Ja, dass meine Freundin buhte, war ein wenig übertrieben. Aber eigentlich bloss ehrlich zum Ausdruck gebracht, was ca. 90% vom Publikum dachte: „Was zum… soll dieser Scheiss?“
Auch am nächsten Tag war diese Band noch Dorfgespräch. Ein riesiges Geläster an jeder Ecke.

Und ich verliebte mich. Verliebte mich in diese Menschen, die Scheisskunst scheisse finden. Und nicht wie so viele Stadtmenschen offensichtliche Scheisskunst betrachten und so tun, als seien sie fasziniert damit niemand über sie denken könnte, sie seien Kunstbanausen.

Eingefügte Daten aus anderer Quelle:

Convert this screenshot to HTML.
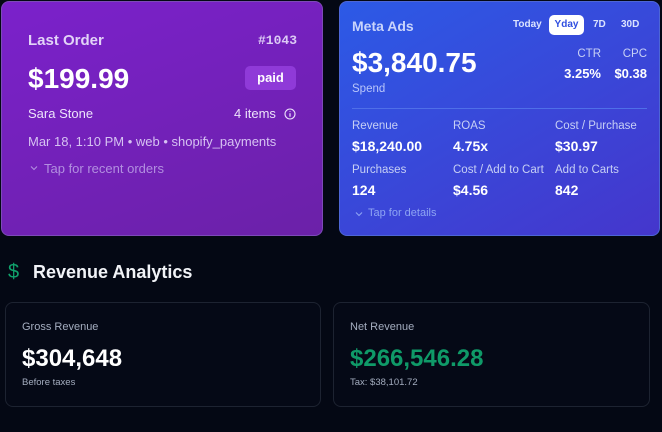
<!DOCTYPE html>
<html><head><meta charset="utf-8"><style>
*{margin:0;padding:0;box-sizing:border-box}
body{width:662px;height:432px;background:#040814;font-family:"Liberation Sans",sans-serif;position:relative;overflow:hidden;color:#fff}
.a{position:absolute;white-space:nowrap}
.c1{position:absolute;left:1px;top:1px;width:322px;height:235px;border-radius:8px;background:linear-gradient(160deg,#7b21cb,#6b21a8);border:1px solid #7d4ab8}
.c2{position:absolute;left:339px;top:1px;width:321px;height:235px;border-radius:8px;background:linear-gradient(150deg,#2c5ae6,#4536cc);border:1px solid #4d66d6}
.bc{position:absolute;top:302px;height:105px;border-radius:8px;border:1px solid #1d2331;background:#050916}
.lbl{font-size:11.5px;color:#c7d0f5}
.val{font-size:14px;font-weight:bold;color:#fff}
.r{text-align:right}
</style></head><body>
<div class="c1"></div>
<div class="a" style="left:28px;top:32px;font-size:15px;font-weight:bold;color:#e2d3f7">Last Order</div>
<div class="a" style="left:258px;top:33px;font-size:13px;font-family:'Liberation Mono',monospace;font-weight:bold;color:#dccaf5">#1043</div>
<div class="a" style="left:28px;top:63px;font-size:28px;font-weight:bold">$199.99</div>
<div class="a" style="left:245px;top:66px;width:51px;height:24px;border-radius:5px;background:#8f3ad8;font-size:13px;font-weight:bold;text-align:center;line-height:24px">paid</div>
<div class="a" style="left:28px;top:106px;font-size:13px;color:#ede3fb">Sara Stone</div>
<div class="a" style="left:234px;top:106px;font-size:13px;color:#ede3fb">4 items</div>
<svg class="a" style="left:284px;top:108px" width="12" height="12" viewBox="0 0 12 12"><circle cx="6" cy="6" r="5" fill="none" stroke="#ede3fb" stroke-width="1.1"/><path d="M6 5.2V8.8M6 3.4V4" stroke="#ede3fb" stroke-width="1.2"/></svg>
<div class="a" style="left:28px;top:134px;font-size:13px;color:#d6c2f2">Mar 18, 1:10 PM • web • shopify_payments</div>
<svg class="a" style="left:30px;top:165px" width="8" height="6" viewBox="0 0 8 6"><path d="M1 1.5L4 4.5L7 1.5" fill="none" stroke="#b28fe0" stroke-width="1.1"/></svg>
<div class="a" style="left:44px;top:161px;font-size:13px;color:#b28fe0">Tap for recent orders</div>

<div class="c2"></div>
<div class="a" style="left:352px;top:18px;font-size:14px;font-weight:bold;color:#c9d4fb">Meta Ads</div>
<div class="a" style="left:513px;top:19px;font-size:10px;font-weight:bold;color:#dbe3ff">Today</div>
<div class="a" style="left:549px;top:15px;width:35px;height:20px;border-radius:5px;background:#fff;color:#2f4ee0;font-size:10px;font-weight:bold;text-align:center;line-height:20px">Yday</div>
<div class="a" style="left:593px;top:19px;font-size:10px;font-weight:bold;color:#dbe3ff">7D</div>
<div class="a" style="left:621px;top:19px;font-size:10px;font-weight:bold;color:#dbe3ff">30D</div>
<div class="a" style="left:352px;top:47px;font-size:28px;font-weight:bold">$3,840.75</div>
<div class="a" style="left:352px;top:83px;font-size:11.5px;color:#b9c6fa">Spend</div>
<div class="a r" style="left:551px;width:50px;top:48px;font-size:11.5px;color:#c7d0f5">CTR</div>
<div class="a r" style="left:597px;width:50px;top:48px;font-size:11.5px;color:#c7d0f5">CPC</div>
<div class="a r" style="left:541px;width:60px;top:66px;font-size:13px;font-weight:bold">3.25%</div>
<div class="a r" style="left:587px;width:60px;top:66px;font-size:13px;font-weight:bold">$0.38</div>
<div class="a" style="left:352px;top:108px;width:295px;height:1px;background:#4f6fe8"></div>
<div class="a lbl" style="left:352px;top:120px">Revenue</div>
<div class="a val" style="left:352px;top:138px">$18,240.00</div>
<div class="a lbl" style="left:453px;top:120px">ROAS</div>
<div class="a val" style="left:453px;top:138px">4.75x</div>
<div class="a lbl" style="left:555px;top:120px">Cost / Purchase</div>
<div class="a val" style="left:555px;top:138px">$30.97</div>
<div class="a lbl" style="left:352px;top:164px">Purchases</div>
<div class="a val" style="left:352px;top:182px">124</div>
<div class="a lbl" style="left:453px;top:164px">Cost / Add to Cart</div>
<div class="a val" style="left:453px;top:182px">$4.56</div>
<div class="a lbl" style="left:555px;top:164px">Add to Carts</div>
<div class="a val" style="left:555px;top:182px">842</div>
<svg class="a" style="left:355px;top:211px" width="8" height="6" viewBox="0 0 8 6"><path d="M1 1.5L4 4.5L7 1.5" fill="none" stroke="#8ea4f3" stroke-width="1.1"/></svg>
<div class="a" style="left:368px;top:207px;font-size:11px;color:#8ea4f3">Tap for details</div>

<div class="a" style="left:8px;top:261px;font-size:20px;color:#10a36c">$</div>
<div class="a" style="left:33px;top:262px;font-size:18px;font-weight:bold;color:#f1f3f7">Revenue Analytics</div>

<div class="bc" style="left:5px;width:316px"></div>
<div class="a" style="left:22px;top:321px;font-size:11px;color:#a4adbf">Gross Revenue</div>
<div class="a" style="left:22px;top:345px;font-size:24px;font-weight:bold">$304,648</div>
<div class="a" style="left:22px;top:377px;font-size:9.5px;color:#a4adbf">Before taxes</div>
<div class="bc" style="left:333px;width:317px"></div>
<div class="a" style="left:350px;top:321px;font-size:11px;color:#a4adbf">Net Revenue</div>
<div class="a" style="left:350px;top:345px;font-size:24px;font-weight:bold;color:#0f9a68">$266,546.28</div>
<div class="a" style="left:350px;top:377px;font-size:9.5px;color:#a4adbf">Tax: $38,101.72</div>
</body></html>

Nur so können Picasso-Gemälde so teuer verkauft werden. Wegen Menschen, die so tun als fänden sie es toll weil es ja ein bekannter Künstler ist und wenn er bekannt ist, muss er gut sein und wer es schlecht findet, hat einfach keine Ahnung von Kunst.
Versuchte man im Emmental einen Picasso zu verkaufen, würden die Leute in einer Gruppe zusammen stehen, von Weitem schweigend und vor sich hin paffend das Bild anschauen, die Stirn runzeln, den Kopf schütteln und zurück zu ihrem Plauschhornussen gehen. Niemand würde es kaufen. Es könnte jedoch sein, dass ein paar danach versuchen würden, die Zeichnungen ihrer Kinder beim nächsten Landfrauenvereinbazar zu verkaufen. Einfach weil sie denken, dass man das heutzutage so tut.

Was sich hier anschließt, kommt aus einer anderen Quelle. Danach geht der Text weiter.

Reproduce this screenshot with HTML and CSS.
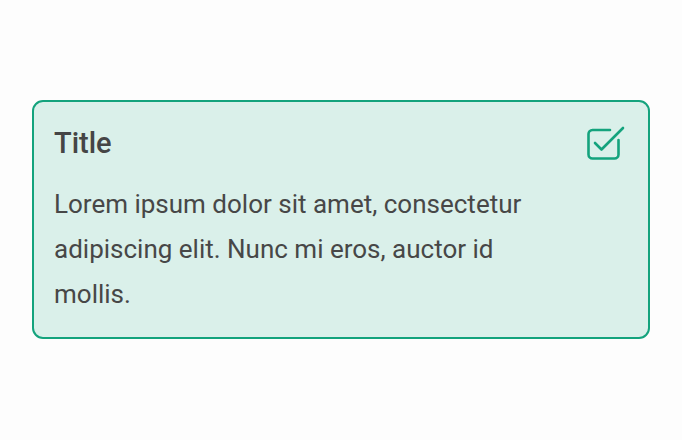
FILE: index.html
```html
<!DOCTYPE html>
<html>
<head>
    <meta charset="utf-8" />
    <title>Card</title>
    <link rel="stylesheet" href="styles.css">
</head>
<body>
    <div class="page">
        <div class="card">
            <div class="card-header">
                <h1 class="card-title">Title</h1>
                <svg class="card-check" width="42" height="40" viewBox="0 0 42 40" fill="none" stroke="#14A37D" stroke-width="2.6" stroke-linecap="round" stroke-linejoin="round">
                    <path d="M34.5 16v14.5a4 4 0 0 1-4 4h-22a4 4 0 0 1-4-4v-20.5a4 4 0 0 1 4-4h17.5" />
                    <path d="M11 19l6.5 6.5L39 4" />
                </svg>
            </div>
            <p class="card-text">Lorem ipsum dolor sit amet, consectetur adipiscing elit. Nunc mi eros, auctor id mollis.</p>
        </div>
    </div>
</body>
</html>
```

FILE: styles.css
```css
body {
    margin: 0;
    padding: 0;
    background-color: #FDFDFD;
    font-family: Roboto, sans-serif;
}

.page {
    padding: 100px 32px;
}

.card {
    box-sizing: border-box;
    width: 618px;
    height: 239px;
    padding: 22px 22px 0 20px;
    background-color: #DAF0EA;
    border: 2px solid #14A37D;
    border-radius: 11px;
}

.card-header {
    display: flex;
    justify-content: space-between;
    align-items: flex-start;
}

.card-title {
    margin: 0;
    font-size: 29px;
    font-weight: 500;
    line-height: 38px;
    color: #454545;
}

.card-text {
    margin: 18px 0 0 0;
    max-width: 480px;
    font-size: 26px;
    line-height: 45px;
    color: #474747;
}
```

Ich denke ich bleibe hier.
Ein klein wenig auch, weil mir eben ein Nachbar Kekse vorbei brachte als Entschuldigung weil er gerade laut Musik hört. Und mich nun für sein Pensionierungsfest engagieren will weil er meine Trommeln sah. Zu welcher Musik ich trommle, hat ihn nicht interessiert.
Es spielt keine Rolle. Denn wenn es schlecht ist was wir spielen, laufen sie einfach weg und hören es sich nicht an. Ich werde ein paar Packungen Kekse mitbringen und sie werden uns alles verzeihen.

Emmental, vielleicht mag ich dich doch.

Auf dem Bild: Emmentaler*innen an einem Scheisskonzert.